-------- ENTRIES SHOWN --------
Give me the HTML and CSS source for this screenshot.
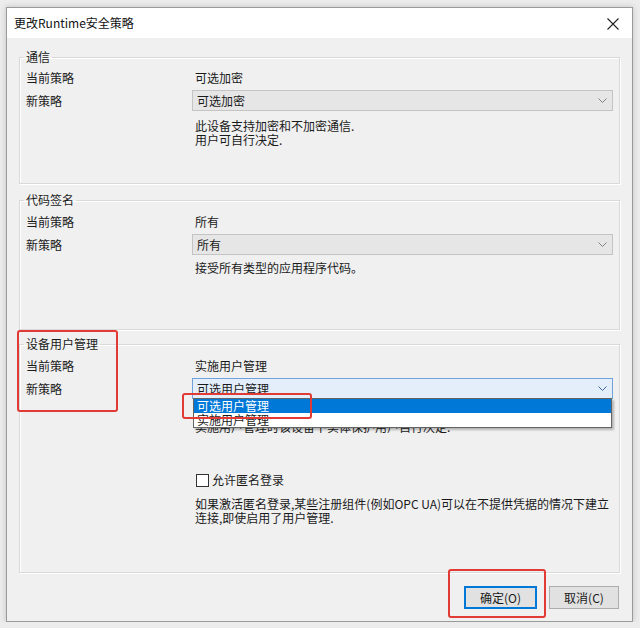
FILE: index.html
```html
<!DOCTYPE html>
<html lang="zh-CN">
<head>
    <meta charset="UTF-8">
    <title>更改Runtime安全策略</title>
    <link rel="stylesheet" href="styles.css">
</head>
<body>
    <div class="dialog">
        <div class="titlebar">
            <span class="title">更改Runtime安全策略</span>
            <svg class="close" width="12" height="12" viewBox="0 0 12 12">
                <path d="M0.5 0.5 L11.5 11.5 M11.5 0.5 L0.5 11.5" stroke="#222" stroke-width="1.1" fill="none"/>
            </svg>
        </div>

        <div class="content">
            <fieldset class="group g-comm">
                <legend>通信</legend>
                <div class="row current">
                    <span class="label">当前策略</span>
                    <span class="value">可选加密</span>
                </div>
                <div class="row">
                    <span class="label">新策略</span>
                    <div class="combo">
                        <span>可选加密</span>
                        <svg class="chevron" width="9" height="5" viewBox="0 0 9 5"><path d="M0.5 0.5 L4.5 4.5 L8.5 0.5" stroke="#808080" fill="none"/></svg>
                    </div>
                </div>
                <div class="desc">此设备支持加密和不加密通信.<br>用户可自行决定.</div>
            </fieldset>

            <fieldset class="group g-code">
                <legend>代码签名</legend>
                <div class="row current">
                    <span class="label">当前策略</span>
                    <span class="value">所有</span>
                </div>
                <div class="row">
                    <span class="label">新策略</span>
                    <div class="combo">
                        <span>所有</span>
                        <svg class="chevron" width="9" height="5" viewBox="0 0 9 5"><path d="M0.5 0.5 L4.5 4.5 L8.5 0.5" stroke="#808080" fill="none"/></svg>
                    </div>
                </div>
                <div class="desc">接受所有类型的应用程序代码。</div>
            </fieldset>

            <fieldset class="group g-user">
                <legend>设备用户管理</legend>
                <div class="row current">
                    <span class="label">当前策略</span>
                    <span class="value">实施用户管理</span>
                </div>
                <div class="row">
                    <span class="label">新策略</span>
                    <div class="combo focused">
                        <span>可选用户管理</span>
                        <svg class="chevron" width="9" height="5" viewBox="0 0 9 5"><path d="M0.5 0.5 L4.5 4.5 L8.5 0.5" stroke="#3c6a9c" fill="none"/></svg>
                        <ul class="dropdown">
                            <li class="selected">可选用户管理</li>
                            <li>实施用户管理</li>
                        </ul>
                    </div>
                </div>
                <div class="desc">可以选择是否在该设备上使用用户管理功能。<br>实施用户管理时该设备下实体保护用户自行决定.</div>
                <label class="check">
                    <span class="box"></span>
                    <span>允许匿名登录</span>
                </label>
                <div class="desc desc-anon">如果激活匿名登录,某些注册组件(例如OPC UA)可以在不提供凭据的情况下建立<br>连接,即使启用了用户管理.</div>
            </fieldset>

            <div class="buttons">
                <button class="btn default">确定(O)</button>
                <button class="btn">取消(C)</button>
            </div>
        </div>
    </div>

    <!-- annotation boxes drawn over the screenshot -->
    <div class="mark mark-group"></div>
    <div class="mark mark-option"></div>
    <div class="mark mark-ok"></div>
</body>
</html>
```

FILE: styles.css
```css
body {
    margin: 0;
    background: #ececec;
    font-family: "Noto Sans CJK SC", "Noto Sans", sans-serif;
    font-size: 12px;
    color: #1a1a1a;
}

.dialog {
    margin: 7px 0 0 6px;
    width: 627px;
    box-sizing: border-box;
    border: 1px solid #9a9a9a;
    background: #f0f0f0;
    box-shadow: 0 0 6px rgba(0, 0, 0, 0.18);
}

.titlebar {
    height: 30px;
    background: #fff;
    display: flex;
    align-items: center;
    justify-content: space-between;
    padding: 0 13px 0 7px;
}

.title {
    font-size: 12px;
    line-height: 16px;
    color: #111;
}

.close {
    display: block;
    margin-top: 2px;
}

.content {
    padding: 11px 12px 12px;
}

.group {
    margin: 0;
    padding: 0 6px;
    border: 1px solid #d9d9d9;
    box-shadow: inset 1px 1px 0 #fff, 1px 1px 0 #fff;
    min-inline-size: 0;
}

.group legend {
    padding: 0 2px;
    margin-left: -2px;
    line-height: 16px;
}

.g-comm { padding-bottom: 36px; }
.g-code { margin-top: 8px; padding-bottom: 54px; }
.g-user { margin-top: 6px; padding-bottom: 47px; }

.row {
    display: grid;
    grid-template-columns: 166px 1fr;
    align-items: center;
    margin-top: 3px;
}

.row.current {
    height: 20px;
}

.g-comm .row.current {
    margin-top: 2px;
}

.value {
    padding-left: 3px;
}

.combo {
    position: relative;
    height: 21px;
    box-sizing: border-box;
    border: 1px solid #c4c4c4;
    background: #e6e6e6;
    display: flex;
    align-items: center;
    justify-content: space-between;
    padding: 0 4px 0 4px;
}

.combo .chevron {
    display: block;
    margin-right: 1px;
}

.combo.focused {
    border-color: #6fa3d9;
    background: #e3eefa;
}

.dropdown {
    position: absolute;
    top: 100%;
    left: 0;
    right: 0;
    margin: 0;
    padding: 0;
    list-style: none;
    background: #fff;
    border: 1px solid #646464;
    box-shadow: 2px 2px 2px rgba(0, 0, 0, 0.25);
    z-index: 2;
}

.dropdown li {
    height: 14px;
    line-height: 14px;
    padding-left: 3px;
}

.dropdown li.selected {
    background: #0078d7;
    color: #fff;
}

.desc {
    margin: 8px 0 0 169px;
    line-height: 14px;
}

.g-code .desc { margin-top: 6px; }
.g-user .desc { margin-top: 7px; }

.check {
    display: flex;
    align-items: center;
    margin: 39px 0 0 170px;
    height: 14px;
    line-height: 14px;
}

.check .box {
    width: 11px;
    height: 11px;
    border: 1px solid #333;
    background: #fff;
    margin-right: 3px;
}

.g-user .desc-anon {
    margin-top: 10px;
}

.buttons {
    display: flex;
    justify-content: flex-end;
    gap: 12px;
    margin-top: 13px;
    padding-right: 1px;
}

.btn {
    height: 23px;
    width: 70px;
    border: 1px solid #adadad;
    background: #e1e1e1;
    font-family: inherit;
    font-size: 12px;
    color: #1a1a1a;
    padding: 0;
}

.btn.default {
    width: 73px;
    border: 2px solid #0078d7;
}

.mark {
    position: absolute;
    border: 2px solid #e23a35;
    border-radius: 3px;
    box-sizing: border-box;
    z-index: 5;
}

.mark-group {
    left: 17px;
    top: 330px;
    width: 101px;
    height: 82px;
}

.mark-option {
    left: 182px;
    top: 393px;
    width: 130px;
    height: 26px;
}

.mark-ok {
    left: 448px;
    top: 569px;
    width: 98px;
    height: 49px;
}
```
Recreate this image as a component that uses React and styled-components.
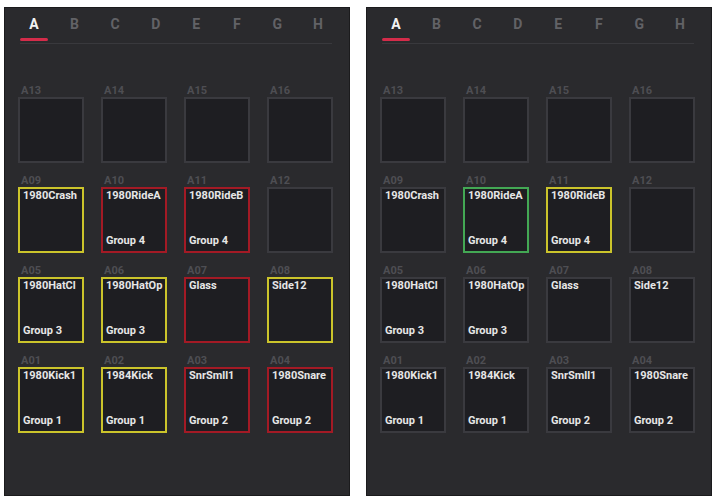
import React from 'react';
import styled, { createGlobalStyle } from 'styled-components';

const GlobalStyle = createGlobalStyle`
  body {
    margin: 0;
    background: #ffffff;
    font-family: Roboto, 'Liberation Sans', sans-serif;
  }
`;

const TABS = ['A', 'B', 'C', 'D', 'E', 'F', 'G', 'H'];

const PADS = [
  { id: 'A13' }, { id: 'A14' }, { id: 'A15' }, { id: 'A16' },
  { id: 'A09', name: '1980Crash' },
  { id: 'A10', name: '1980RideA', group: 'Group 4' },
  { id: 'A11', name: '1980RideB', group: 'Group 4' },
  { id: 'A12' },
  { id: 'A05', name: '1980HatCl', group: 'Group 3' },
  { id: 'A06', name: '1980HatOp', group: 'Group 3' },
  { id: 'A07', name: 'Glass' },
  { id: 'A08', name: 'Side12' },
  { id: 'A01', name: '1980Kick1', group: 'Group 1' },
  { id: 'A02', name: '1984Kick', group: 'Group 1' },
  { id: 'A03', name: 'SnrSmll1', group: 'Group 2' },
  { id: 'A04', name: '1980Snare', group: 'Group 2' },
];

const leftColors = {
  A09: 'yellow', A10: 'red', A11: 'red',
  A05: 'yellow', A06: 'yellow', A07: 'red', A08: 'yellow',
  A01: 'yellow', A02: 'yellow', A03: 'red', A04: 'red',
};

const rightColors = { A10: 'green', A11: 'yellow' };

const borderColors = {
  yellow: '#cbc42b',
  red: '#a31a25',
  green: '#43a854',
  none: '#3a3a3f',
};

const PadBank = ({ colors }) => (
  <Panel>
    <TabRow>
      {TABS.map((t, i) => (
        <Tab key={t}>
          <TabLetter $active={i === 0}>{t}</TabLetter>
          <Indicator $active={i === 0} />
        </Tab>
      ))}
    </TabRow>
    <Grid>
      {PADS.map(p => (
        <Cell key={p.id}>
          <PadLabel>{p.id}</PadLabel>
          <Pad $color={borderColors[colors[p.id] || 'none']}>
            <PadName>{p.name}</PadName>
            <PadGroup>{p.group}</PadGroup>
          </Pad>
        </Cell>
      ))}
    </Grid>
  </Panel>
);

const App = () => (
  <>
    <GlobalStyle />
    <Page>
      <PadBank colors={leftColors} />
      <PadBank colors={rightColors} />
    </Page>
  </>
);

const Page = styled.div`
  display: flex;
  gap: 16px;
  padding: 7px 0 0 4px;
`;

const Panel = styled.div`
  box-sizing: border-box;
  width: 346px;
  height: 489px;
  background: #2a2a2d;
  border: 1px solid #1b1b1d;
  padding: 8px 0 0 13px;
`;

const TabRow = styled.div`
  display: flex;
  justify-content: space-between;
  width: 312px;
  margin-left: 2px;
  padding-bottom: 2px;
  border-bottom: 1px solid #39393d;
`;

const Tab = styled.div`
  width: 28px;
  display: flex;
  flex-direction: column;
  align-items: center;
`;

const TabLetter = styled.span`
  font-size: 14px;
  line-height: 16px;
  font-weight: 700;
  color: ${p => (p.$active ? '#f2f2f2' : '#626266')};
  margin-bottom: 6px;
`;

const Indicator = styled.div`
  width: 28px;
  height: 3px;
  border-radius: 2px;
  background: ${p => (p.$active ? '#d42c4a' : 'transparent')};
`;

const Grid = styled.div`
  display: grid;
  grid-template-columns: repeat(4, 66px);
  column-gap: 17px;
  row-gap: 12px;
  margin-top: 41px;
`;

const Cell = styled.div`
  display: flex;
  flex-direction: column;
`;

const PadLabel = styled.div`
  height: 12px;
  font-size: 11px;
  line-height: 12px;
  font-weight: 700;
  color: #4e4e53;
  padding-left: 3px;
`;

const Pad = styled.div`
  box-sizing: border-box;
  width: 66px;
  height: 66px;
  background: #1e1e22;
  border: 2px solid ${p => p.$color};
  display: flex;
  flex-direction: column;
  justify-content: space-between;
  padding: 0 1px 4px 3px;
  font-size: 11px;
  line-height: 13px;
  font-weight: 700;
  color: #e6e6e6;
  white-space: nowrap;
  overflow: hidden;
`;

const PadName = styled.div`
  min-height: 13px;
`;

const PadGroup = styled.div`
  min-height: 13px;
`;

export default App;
--------
▶ [PROBLEM DESCRIPTION]: Only the number is wanted: how many lines in the entries above contain the string "React"?

▶ [THE OUTPUT]: 2